I am very pleased to welcome the distinguished members of the Supervisory Board of the Forum – Sam Nunn, Bill Perry, Rose Gottemoeller, Bill Potter, and of course Russian Deputy Foreign Minister Sergey Ryabkov, who has agreed both to participate and to speak. I also welcome the presence here today of some of the world’s leading American and Russian experts on the issues planned for discussion.

Everyone is well aware of the current state of U.S.-Russian relations, which are at their lowest point in decades. The challenge is to make sure that no one knocks from below and drags them down even further on a positive note, concerns regarding the fate of the existing Start Treaty have noticeably decreased following the launch of the new US administration and the five-year extension of New Start.

After the Treaty’s extension, numerous forecasts and recommendations have emerged regarding what Russia and the U.S. could do over the next five years in order to preserve the general principles of strategic stability after 2026. The experts are proposing both qualitative and quantitative aspects of further nuclear arms control, taking into account such topics as autonomous and hypersonic weapons, missile defence developments, strategic non-nuclear weapons, the introduction of certain limitations from the INF treaty, reviving the Iran nuclear deal, the Open Skies Treaty and opportunities to engage China.

Many experts believe that the United States will be able to begin discussing the format of the follow-on treaty only after the development and approval of the new U.S. Nuclear Posture Review (NPR), which is conducted by every new administration when it takes office. this process may require a considerable amount of time. If this should be the case, there could be insufficient time remaining for negotiations in order to manage to agree on the text of the follow-on treaty before 2026, given the many new issues to be addressed.

First and most important, among these new issues is the intention to include in the follow-on treaty all US and Russian nuclear weapons, both strategic and non-strategic.

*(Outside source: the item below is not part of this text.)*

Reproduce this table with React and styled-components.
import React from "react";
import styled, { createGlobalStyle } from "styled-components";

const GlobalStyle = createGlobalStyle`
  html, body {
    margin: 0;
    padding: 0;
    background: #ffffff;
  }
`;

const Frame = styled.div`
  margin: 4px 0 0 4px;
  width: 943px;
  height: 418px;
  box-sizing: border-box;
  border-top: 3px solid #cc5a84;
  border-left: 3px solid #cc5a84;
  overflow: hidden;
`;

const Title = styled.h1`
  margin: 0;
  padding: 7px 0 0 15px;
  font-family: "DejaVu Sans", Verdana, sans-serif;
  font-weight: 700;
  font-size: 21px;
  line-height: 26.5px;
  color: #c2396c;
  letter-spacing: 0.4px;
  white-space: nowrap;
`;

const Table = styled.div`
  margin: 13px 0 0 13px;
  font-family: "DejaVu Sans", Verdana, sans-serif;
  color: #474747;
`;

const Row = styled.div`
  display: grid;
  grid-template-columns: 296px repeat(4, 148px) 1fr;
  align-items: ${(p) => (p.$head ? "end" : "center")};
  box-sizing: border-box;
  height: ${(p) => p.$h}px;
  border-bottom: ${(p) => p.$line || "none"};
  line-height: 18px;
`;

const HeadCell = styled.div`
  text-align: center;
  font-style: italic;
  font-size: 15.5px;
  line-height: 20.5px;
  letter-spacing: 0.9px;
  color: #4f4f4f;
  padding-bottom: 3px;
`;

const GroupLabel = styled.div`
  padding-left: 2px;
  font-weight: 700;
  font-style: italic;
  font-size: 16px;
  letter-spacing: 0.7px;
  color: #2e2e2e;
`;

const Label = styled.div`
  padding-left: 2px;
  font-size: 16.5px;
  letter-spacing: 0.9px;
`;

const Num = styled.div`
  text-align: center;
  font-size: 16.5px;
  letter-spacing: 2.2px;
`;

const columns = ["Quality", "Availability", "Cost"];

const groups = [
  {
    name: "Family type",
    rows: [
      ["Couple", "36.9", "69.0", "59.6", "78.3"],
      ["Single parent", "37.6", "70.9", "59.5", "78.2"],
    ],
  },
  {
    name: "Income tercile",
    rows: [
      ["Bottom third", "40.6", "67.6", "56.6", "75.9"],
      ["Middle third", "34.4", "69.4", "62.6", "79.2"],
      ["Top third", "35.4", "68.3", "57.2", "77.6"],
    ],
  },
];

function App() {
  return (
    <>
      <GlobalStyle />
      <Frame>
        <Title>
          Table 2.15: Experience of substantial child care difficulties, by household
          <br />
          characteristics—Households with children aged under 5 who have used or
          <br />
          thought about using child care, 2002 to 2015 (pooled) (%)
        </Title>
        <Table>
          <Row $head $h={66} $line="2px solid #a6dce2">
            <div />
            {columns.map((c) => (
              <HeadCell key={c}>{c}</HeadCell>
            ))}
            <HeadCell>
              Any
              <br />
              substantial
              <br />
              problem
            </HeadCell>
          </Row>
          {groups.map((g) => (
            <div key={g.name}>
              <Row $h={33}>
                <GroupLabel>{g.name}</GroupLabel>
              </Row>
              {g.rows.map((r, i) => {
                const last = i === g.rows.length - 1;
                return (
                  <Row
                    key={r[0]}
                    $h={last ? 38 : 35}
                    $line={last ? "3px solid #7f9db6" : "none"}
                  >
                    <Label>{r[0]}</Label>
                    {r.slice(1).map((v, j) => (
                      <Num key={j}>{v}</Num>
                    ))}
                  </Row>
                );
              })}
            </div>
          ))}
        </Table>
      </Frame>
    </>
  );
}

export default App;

While both nuclear powers have extensive experience in the counting and verification of strategic arms, a number of questions immediately arise regarding non-strategic nuclear weapons systems. There is existing verification experience under the Intermediate Range Nuclear Forces Treaty, but it is insufficient in the present circumstances.

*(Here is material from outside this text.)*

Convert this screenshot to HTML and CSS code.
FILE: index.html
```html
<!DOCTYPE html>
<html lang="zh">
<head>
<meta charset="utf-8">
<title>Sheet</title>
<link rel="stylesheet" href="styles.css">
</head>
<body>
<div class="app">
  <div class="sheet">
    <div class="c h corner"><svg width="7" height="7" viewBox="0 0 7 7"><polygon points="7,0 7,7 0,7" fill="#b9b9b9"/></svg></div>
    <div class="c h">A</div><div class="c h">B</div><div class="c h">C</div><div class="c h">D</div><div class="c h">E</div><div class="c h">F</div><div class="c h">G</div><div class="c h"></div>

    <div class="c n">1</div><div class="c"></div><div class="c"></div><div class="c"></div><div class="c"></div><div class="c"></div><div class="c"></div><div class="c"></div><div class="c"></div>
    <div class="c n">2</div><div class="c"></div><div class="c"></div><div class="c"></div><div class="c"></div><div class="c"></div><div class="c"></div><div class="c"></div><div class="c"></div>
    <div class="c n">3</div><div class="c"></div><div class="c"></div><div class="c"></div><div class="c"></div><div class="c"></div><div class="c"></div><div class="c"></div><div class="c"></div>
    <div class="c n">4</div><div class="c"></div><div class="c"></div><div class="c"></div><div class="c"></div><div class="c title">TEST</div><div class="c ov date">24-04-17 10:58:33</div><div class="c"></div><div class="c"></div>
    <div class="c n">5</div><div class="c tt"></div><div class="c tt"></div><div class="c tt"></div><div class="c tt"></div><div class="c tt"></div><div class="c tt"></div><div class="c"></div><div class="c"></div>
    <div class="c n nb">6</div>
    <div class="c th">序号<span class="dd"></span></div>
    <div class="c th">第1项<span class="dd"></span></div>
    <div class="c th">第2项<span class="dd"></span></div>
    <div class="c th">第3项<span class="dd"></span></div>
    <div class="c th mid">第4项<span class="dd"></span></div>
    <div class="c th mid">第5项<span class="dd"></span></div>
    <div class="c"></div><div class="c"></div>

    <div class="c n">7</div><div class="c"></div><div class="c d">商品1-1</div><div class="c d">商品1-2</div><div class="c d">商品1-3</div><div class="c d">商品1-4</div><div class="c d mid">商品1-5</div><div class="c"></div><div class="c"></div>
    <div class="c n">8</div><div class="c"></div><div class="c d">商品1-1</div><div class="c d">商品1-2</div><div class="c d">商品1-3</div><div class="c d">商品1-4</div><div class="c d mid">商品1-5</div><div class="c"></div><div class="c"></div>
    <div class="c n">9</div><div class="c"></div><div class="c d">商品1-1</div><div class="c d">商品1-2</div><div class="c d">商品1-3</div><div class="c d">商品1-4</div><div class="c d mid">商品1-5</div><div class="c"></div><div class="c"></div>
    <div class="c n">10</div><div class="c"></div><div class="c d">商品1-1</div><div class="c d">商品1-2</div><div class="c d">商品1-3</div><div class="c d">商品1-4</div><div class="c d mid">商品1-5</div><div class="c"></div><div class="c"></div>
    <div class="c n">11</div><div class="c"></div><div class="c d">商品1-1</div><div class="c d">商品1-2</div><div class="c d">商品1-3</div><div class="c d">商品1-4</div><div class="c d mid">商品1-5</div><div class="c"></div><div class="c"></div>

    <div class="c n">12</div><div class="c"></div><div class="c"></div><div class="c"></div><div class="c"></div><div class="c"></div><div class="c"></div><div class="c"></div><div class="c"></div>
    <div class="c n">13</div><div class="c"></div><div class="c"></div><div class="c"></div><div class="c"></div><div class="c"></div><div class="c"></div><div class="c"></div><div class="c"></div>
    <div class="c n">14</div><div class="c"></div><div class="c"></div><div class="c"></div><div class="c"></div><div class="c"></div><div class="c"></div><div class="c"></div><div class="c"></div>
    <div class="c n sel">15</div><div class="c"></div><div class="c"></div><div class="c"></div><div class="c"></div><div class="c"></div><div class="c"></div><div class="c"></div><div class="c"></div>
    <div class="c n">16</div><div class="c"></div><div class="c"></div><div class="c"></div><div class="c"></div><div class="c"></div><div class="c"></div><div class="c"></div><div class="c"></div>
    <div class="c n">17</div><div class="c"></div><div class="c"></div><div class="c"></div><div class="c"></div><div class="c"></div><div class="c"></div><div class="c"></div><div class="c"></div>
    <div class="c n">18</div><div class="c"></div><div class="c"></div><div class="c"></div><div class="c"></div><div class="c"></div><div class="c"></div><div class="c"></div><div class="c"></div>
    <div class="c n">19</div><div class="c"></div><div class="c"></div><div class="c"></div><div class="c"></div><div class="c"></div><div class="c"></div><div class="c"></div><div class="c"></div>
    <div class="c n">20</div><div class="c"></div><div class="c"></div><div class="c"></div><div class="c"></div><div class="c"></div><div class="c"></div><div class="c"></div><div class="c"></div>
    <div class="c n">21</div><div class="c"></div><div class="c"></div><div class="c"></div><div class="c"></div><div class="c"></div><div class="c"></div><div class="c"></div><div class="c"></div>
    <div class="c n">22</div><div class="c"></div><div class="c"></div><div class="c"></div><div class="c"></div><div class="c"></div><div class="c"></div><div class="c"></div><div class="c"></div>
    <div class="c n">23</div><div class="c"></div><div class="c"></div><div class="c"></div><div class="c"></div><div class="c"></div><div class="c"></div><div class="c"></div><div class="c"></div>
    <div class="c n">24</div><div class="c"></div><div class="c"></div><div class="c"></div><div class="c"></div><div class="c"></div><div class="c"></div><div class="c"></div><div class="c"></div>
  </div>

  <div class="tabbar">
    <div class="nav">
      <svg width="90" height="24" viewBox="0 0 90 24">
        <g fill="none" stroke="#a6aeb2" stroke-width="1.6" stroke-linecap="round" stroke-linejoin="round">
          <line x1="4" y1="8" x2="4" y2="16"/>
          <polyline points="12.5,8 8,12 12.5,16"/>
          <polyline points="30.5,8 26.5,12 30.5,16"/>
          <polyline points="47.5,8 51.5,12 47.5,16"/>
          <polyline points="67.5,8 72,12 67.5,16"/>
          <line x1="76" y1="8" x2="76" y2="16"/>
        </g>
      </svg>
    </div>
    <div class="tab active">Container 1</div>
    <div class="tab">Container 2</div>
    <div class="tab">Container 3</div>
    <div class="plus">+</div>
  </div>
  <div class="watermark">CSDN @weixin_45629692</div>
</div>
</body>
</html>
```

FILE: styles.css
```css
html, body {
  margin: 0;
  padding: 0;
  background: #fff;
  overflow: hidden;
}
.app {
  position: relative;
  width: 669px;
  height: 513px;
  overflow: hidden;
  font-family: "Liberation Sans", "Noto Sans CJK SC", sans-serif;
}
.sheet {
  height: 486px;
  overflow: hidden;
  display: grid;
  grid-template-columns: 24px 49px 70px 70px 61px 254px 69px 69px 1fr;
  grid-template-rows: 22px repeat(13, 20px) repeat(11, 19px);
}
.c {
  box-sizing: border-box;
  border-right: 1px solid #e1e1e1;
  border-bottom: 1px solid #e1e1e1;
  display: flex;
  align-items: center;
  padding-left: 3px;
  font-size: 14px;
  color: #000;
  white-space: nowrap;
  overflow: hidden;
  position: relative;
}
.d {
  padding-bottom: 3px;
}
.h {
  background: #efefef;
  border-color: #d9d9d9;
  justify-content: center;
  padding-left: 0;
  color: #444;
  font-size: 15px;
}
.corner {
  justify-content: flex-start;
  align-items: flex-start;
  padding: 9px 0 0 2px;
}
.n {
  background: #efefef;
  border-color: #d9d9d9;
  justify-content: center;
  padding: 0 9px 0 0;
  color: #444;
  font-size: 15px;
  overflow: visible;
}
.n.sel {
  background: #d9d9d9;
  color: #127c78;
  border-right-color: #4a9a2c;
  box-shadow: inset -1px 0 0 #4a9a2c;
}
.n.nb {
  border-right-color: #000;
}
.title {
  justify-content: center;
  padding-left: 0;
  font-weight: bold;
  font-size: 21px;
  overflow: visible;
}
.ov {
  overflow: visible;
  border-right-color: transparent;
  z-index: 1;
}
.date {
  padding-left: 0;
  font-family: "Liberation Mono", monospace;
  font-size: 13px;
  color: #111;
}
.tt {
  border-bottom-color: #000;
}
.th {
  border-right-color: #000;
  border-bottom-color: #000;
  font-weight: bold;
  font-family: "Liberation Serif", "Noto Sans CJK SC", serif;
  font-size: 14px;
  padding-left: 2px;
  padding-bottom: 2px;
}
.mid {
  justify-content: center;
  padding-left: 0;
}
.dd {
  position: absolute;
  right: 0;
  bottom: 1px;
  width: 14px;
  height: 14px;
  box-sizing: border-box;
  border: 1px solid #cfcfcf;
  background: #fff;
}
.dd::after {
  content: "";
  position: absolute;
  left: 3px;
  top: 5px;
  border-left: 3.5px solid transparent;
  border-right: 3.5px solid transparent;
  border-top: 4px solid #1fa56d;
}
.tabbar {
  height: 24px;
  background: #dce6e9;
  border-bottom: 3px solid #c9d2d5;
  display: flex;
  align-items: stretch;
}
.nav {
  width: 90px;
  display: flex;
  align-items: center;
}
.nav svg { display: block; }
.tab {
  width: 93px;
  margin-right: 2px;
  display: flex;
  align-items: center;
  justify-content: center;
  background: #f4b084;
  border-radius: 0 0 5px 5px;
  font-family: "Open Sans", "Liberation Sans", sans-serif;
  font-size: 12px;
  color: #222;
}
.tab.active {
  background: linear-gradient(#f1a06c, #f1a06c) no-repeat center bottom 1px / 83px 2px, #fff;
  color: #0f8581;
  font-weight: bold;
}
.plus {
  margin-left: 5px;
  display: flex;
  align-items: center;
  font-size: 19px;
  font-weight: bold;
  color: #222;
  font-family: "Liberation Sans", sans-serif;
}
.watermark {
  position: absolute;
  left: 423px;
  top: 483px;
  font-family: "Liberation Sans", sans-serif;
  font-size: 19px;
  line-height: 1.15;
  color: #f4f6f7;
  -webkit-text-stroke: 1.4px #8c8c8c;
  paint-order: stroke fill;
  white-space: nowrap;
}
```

The new issues are related primarily to the imbalance in non-strategic weapons between the two countries due to the clear differences in the geopolitical context of Russia and the US, to the requirement to categorize these weapons as deployed or non-deployed, and to the large number of dual-use missiles placed among hundreds of locations in a vast territory.

Finally, all non-deployed non-strategic weapons in Russia are stored in centralized locations together with strategic nuclear warheads, some of which are designated for disarming.

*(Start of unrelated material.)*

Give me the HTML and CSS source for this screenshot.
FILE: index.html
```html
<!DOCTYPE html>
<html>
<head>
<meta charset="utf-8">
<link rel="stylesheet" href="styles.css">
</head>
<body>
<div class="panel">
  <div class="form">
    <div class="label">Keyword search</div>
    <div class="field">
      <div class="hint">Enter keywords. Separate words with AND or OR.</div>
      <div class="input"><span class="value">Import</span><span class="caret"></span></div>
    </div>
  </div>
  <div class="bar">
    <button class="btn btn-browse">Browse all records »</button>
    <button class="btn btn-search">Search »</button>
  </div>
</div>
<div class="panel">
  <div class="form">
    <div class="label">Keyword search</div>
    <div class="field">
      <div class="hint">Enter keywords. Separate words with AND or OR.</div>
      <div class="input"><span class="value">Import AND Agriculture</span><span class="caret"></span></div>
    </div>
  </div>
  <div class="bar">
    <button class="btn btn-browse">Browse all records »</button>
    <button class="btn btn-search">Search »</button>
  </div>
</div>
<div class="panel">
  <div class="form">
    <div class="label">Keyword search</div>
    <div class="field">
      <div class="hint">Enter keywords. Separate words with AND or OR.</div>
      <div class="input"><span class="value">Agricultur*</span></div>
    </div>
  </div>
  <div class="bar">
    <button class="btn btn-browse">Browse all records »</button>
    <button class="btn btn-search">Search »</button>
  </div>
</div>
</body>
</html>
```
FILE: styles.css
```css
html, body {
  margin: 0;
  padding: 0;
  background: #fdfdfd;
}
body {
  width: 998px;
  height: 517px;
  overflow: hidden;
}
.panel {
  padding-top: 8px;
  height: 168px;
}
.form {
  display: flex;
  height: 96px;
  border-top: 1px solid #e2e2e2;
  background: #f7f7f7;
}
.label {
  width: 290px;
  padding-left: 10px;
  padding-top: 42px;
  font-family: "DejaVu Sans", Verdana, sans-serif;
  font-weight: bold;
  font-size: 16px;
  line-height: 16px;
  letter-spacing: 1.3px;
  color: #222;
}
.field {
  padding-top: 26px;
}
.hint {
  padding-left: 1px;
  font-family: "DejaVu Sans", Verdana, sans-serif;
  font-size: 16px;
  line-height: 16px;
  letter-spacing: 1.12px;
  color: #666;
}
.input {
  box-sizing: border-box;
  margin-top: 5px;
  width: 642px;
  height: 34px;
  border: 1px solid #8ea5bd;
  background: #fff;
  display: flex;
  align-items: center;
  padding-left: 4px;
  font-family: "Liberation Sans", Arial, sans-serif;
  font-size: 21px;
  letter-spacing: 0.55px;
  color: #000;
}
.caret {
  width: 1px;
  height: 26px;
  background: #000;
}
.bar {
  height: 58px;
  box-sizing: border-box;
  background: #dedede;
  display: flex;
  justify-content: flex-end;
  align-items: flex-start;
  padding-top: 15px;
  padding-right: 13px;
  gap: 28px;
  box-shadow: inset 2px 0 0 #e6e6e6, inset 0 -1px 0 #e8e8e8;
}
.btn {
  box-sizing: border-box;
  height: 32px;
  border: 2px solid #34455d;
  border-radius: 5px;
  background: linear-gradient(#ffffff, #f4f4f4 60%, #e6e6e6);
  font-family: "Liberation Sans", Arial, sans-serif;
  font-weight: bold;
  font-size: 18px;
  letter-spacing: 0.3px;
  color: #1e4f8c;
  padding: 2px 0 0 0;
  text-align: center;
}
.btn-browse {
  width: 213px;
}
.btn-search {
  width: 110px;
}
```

Similar issues arise with respect to US nuclear weapons.

Consequently, issues immediately arise regarding the development of the very format of the follow-on treaty, which must include all the new types of nuclear weapons currently being developed, such as autonomous systems and hypersonic weapons. Even more challenging, verification of respecting its terms must be an integral part of any such document. Experience has shown that considerable effort and time will be required to develop and to agree on the entire verification system.

The big question is whether the range of issues can be solved through the negotiating process by 2026.

Some or all of the issues I have described could be usefully discussed today during our conference, so that we can hear the proposals of the American and Russian experts. Given the limited time available for such a discussion in the online format, it would be great if we could at least consider possible solutions to most of the problems, so that we can then continue the discussion at future conferences and seminars.

In conclusion, I cannot overlook the especially dangerous aspect of regional conflicts, with subsequent escalation, which has been discussed in recent years. Threats of the actual use of such weapons can be found in doctrinal documents and have been included in the discussions of influential experts, including some who are taking part in our conference today.

The discussion now centers not only on how to prevent this threat, but also on how to minimize catastrophic damage from nuclear explosions through the reduction of warhead capacity when they are used, in particular, to de-escalate the possible development of nuclear conflicts.

One can only regretfully note the departure from the fundamental conclusions of our distinguished predecessors, who considered any use of nuclear weapons to be absolutely unacceptable: here I include the long-standing conclusion of Mikhail Gorbachev and Ronald Reagan that it is impossible to win a nuclear war.

I do believe that measures to prevent any use of nuclear weapons should always be part of our discussions in the Luxembourg Forum.

Sometimes just one idea or just one powerful narrative can fundamentally change our understanding of the world around us. This is what happened to me almost forty years ago, when I first heard Henry Kissinger speak.

Luxembourg Forum Supervisory Board member Henry Kissinger has said that, in the past, the fear of a new world war among U.S. and Soviet leaders was so existential in nature that, after the Cold War ended, peace depended to a great extent on the parties’ ability to make asymmetrical concessions.

Perfect symmetry is a rarity, not only in nature but in all spheres of human activity. The 76 years separating us from the catastrophe of World War II have negated our shared understanding of the need to negotiate a nuclear peace, even when there are significant differences in starting positions.

This capacity to achieve mutual understanding is absolutely vital today.

I thank you for your attention and wish you a very fruitful discussion.